Announcing The Exchange Server 2019 Sizing Calculator
Published May 24 2019 08:03 AM 92.3K Views

The Exchange team is pleased to announce that the Exchange 2019 Sizing Calculator has completed development.  We have heard the community since the release of Exchange Server 2019 and have spent the past few months making usability improvements to the calculator, adding specific investments for Exchange Server 2019 and validating the guidance output by the calculator.  You’ll notice new things have been added and some items that no longer made sense have been removed.  Read on to find out more details on what has changed.

Optimized for Exchange Server 2019

The first thing you’ll likely notice is that the new version of the calculator only supports Exchange Server 2019.  Removing support for previous releases allowed us to streamline the calculator and target today’s usage patterns vs. something that made sense 12 years ago.  Does anyone even remember deploying CCR, LCR and SCR?  You should notice that the input experience is significantly faster.  It also is designed to preferentially provide feedback on the input sheet without having to navigate to other sheets to find out that there is a problem or warning as a result of the specified settings.

Improved Support for Virtualization

Another area that received a lot of attention was providing better guidance when using virtualization technologies.  In particular, you will see new disk types optimized for deployments with Azure if you specify a virtualized deployment.  Choosing one of these disk types will relax rules for the calculator allowing a JBOD configuration to be recommended more frequently.  Using a JBOD configuration allows Exchange DAGs to be deployed more cost effectively with Azure.  This doesn’t change our recommendation that Exchange Native Data Protection offered by DAGs be used in all deployments.  DAGs are still the cornerstone of the Exchange HA/DR story.

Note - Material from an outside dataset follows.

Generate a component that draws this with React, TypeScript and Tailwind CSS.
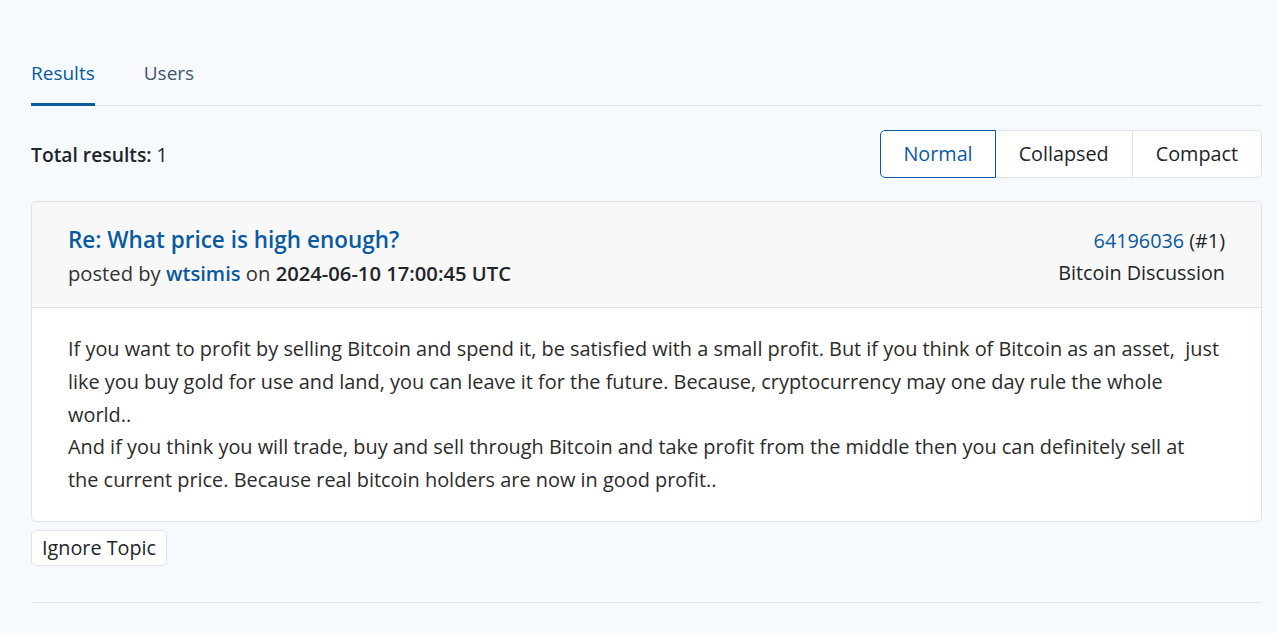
import React, { useState } from "react";

const FONT = "font-['Segoe_UI','Open_Sans','Noto_Sans',sans-serif]";

const modes = ["Normal", "Collapsed", "Compact"];

export default function App() {
  const [tab, setTab] = useState("results");
  const [mode, setMode] = useState("Normal");

  return (
    <div className={`min-h-screen bg-[#f6f9fe] text-[#212529] ${FONT}`}>
      <main className="pl-[31px] pr-[15px] pt-[59px]">
        {/* tabs */}
        <div className="flex gap-[49px] border-b border-[#dee2e6]">
          <button
            onClick={() => setTab("results")}
            className={`-mb-px pb-[16px] text-[19px] leading-[28px] border-b-[3px] ${
              tab === "results"
                ? "border-[#0a5aa0] text-[#0a5aa0]"
                : "border-transparent text-[#41566b]"
            }`}
          >
            Results
          </button>
          <button
            onClick={() => setTab("users")}
            className={`-mb-px pb-[16px] text-[19px] leading-[28px] border-b-[3px] ${
              tab === "users"
                ? "border-[#0a5aa0] text-[#0a5aa0]"
                : "border-transparent text-[#41566b]"
            }`}
          >
            Users
          </button>
        </div>

        {/* toolbar */}
        <div className="mt-[24px] flex items-center justify-between">
          <div className="text-[19.3px] pt-[2px]">
            <span className="font-semibold">Total results:</span> 1
          </div>
          <div className="flex">
            {modes.map((m, i) => (
              <button
                key={m}
                onClick={() => setMode(m)}
                className={`h-[48px] text-[19.8px] border ${
                  i === 0 ? "rounded-l-[5px] px-[22px]" : "-ml-px px-[23px]"
                } ${i === modes.length - 1 ? "rounded-r-[5px]" : ""} ${
                  mode === m
                    ? "relative z-10 border-[#0a5aa0] text-[#0a5aa0] bg-white"
                    : "border-[#dee2e6] text-[#212529] bg-white"
                }`}
              >
                {m}
              </button>
            ))}
          </div>
        </div>

        {/* result card */}
        <div className="mt-[23px] rounded-[5px] border border-[#dee2e6] bg-white overflow-hidden">
          <div className="flex justify-between bg-[#f8f8f8] border-b border-[#dee2e6] px-[36px] pt-[22px] pb-[17px]">
            <div>
              <a href="#" className="block text-[22.5px] font-semibold text-[#0a5aa0] leading-[32px]">
                Re: What price is high enough?
              </a>
              <div className="text-[20.2px] leading-[34px] text-[#333]">
                posted by{" "}
                <a href="#" className="font-semibold text-[#0a5aa0]">
                  wtsimis
                </a>{" "}
                on <span className="font-semibold text-[#212529]">2024-06-10 17:00:45 UTC</span>
              </div>
            </div>
            <div className="text-right text-[19.8px] leading-[32px] pt-[1px]">
              <div>
                <a href="#" className="text-[#0a5aa0]">64196036</a> (#1)
              </div>
              <div>Bitcoin Discussion</div>
            </div>
          </div>
          <div className="px-[36px] pt-[25px] pb-[24px] text-[19.9px] leading-[32.75px] text-[#2b2b2b]">
            If you want to profit by selling Bitcoin and spend it, be satisfied with a small profit. But if you think of Bitcoin as an asset,&nbsp; just
            <br />
            like you buy gold for use and land, you can leave it for the future. Because, cryptocurrency may one day rule the whole
            <br />
            world..
            <br />
            And if you think you will trade, buy and sell through Bitcoin and take profit from the middle then you can definitely sell at
            <br />
            the current price. Because real bitcoin holders are now in good profit..
          </div>
        </div>

        <button className="mt-[8px] rounded-[5px] border border-[#dee2e6] bg-white px-[10px] h-[36px] text-[19.8px]">
          Ignore Topic
        </button>

        <div className="mt-[36px] border-b border-[#e3e7ec]" />
      </main>
    </div>
  );
}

You’ll also notice that calculation of CPU requirements is improved for virtualized deployments.  If a virtualized option is chosen, you will see two CPU core values appear.  The first is to specify the number of cores deployed in the virtualization host and the second specifies the number of cores available to the guest virtual machine via the hypervisor.  You’ll also notice that we have added the option to specify Physical CPU:Guest CPU subscription ratio used in system design.  The calculator will use all of these inputs to determine what resources are actually available.  No more fumbling with these calculations on your own.

Updated SPECint Benchmark

Speaking of CPU’s, we also thought it was time to move to a modern benchmark.  The Exchange 2019 Calculator uses SPECint 2017 criteria.  Don’t ask us to translate old CPU ratings to new ones, even SPECint states the standards should be considered separate and distinct with no direct conversion.  End of story.e2019calc_1.jpg

MetaCache (MCDB) Database Support

Once upon a time we considered simply rev’ing the existing calculator to add a single input option and basic calculations to account for the new MCDB feature.  However, what could have been delivered in a matter of minutes to under an hour, we (a nameless individual) decided a more exhaustive refresh of the calculator was warranted.  Queue a lengthy delay and numerous emails asking, “When will the 2019 Calculator be available, Brent?”  MCDB support was in fact the first thing that was added but as you can tell from this post, other work followed.  The MCDB calculations are based upon the same guidance we’ve provided to date, but now most of the math is done for you.  Given the variability of SSD capacities, the calculator will give you a required device count and capacity to be provisioned.  What you procure will vary based upon the values provided and what’s practically available on the market.  Device count should be the overriding determination in how many devices to use.e2019calc_2.jpg

2TB Database Limit

The Exchange Team has always recommended that customers limit database size to 2TB.  Previous versions of the calculator would frequently treat this as a “suggestion” and happily specify larger databases complete with a warning to not exceed 2TB.  That has changed in this updated version of the calculator.  The recommended maximum limit of 2TB for JBOD deployments, and 200GB for RAID deployments will be enforced by default.  Depending upon your configuration, you may see a small increase in the number of DB’s specified by the calculator.  We have worked to make certain that disks are still utilized to the greatest extent possible.  Should you choose to ignore the best advice of the Exchange Team, the calculator will allow you to override the maximum database size, both larger or smaller than what we have chosen by default.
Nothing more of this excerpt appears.